Boyden wrote the first draft of Three Day Road before he could tour the battlefields of Europe. “When I got the chance to visit, what I had imagined was similar to what I found there,” he says. He didn’t pull his punches in describing battlegrounds or battles; Three Day Road is a visceral, graphic piece of writing, praised in a Quill & Quire review for “the constant crossing of the moral lines between the worldviews of native and white society.”

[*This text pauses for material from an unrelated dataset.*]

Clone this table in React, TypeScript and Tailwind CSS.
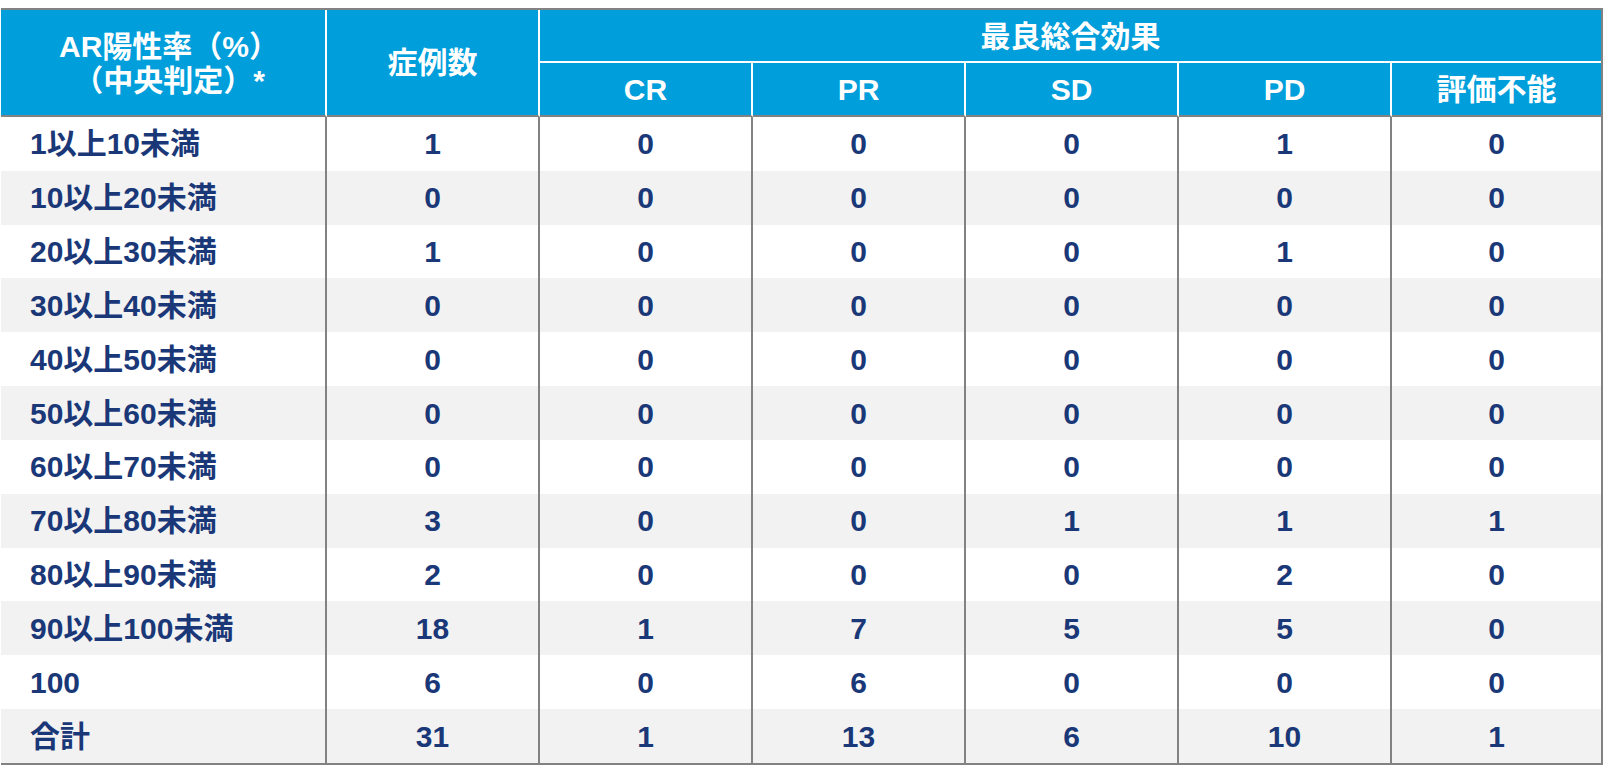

Boyden is at work on a new novel, the third of five books that he expects will span five hundred years in the fictional Bird family he first chronicled in Three Day Road. “I’m going back this fall to Vimy, to the Somme,” he says. “It’s a magical, powerful, frightening place.” Embodied in those battle-sites is the mythical “three day road” that the dying must walk towards their deaths.

Despite the fact that the First World War is so often cited as a definitive moment for Canada as a nation, the Aboriginal population of Canada did not reap any benefits from participating in the war, Boyden says. “A lot of things were promised, including the vote, but that didn’t arrive ‘til 1960. They came home to be wards of the state again.”

He adds that following the war, Francis Pegahmagabow—the famous Ojibwa sniper who was the inspiration for the novel’s two young native Canadian soldiers, Xavier Bird and Elijah Weesageechak—“was not even given a loan by the Indian agent to raise six horses. He was [thought of as] too much of an animal, even though he was one of the great soldiers, that warrior spirit found again after the people had been emasculated for so long.”

Boyden, who lives in New Orleans with his wife, the writer Amanda Boyden, vehemently describes himself as a Canadian writer. New Orleans, he says, “allows me psychic and geographic distance so I can go home to my country, fill the well, come back and look more objectively.”

Passionate involvement is essential for writers, he maintains. He advises students of writing: “Don’t expect to jump into the world and become famous. It takes patience. You really need to find that original voice and material you are absolutely obsessed by.”